The best measure of how incongruous Jesus’ actions were is Peter’s reaction to them: “Lord, are you going to wash my feet…? You will never wash my feet!” The disciple didn’t recognize this as a teaching moment but as an unthinkable gesture that confused the roles of teacher and student, master and servant. Jesus tried to explain, “You don’t understand what I’m doing now, but you will understand later,” but, still, Peter would have none of it. Finally, Jesus said to him, “Unless I wash you, you won’t have a place with me.” At that, Peter relented, offering to have his whole body washed if it were necessary.
Perhaps those of us who have no desire to have our feet touched or to touch the feet of someone else will take comfort knowing that the washing of feet wasn’t the point but the image Jesus used to get his point across. Tying a towel around his waist and washing the feet of his disciples was Jesus’ way of teaching them how shocking it is to love each other the way he loves us. This isn’t just washing someone else’s feet. It’s folding that person’s clothes and shining that person’s shoes. It’s spoon-feeding that person apple sauce. It’s changing that person’s bedpan and wiping that person’s backside. And it’s doing it not because it’s our job or because it’s the time of year when we do the thing that Jesus told us to do but doing it because we are so filled with love that all the social hierarchies fall away and we cannot help but fall on our knees and willingly, lovingly wash the feet of the person we encounter. If we want to follow Jesus, we have to love one another like that. But who among us has the guts to love others in ways that we find shocking and distasteful? How are we supposed to love people in ways that are as impossible for us as they were for Peter?
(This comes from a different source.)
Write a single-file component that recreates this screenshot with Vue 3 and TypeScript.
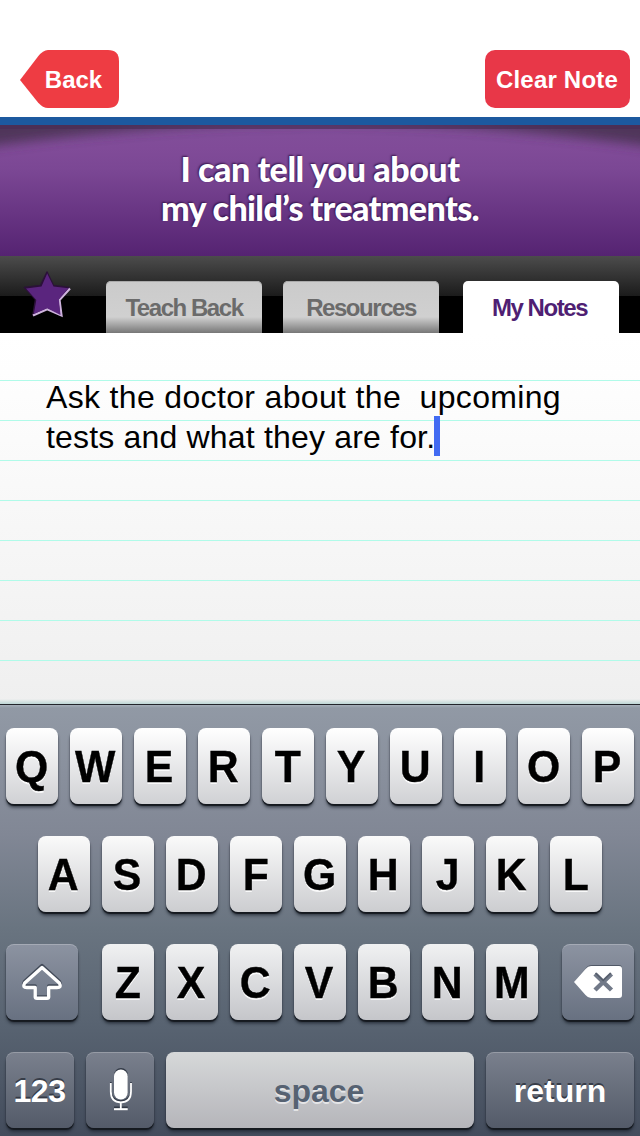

Before we can love others, we must first be loved. Before we can wash another’s feet, we must first have our feet washed. When Peter initially rejected Jesus’ offer to wash his feet, Jesus said to him, “You don’t understand what I’m doing now, but you will understand later.” That teaches us that we cannot know what it means to love one another until we know what it means to be loved like that by Jesus. Love like that has the power to change everything. Something remarkable happens inside a person who receives unconditional love. When we are loved not because of who we are or what we’ve done to deserve it, we discover inside of ourselves what God has seen all along—our true value as beings made in the image of God. We learn that we are loved and that we are worthy of love not because of what we believe or how we behave but because we were created in love and by love. That’s how Jesus loves us. That is the example he sets for us. And those who have discovered what it means to be loved like that have been set free from doubt and fear, free to be vulnerable to the world, free to fall down at the feet of others, free to wash their feet and love them the way God loves them—purely for love’s sake.
That’s what it means to belong to Jesus. More than anything else, that is what he wants to teach us this night.—that we are the ones who have been set free by love to love others just the same. The world will know that we are his disciples when we love one another.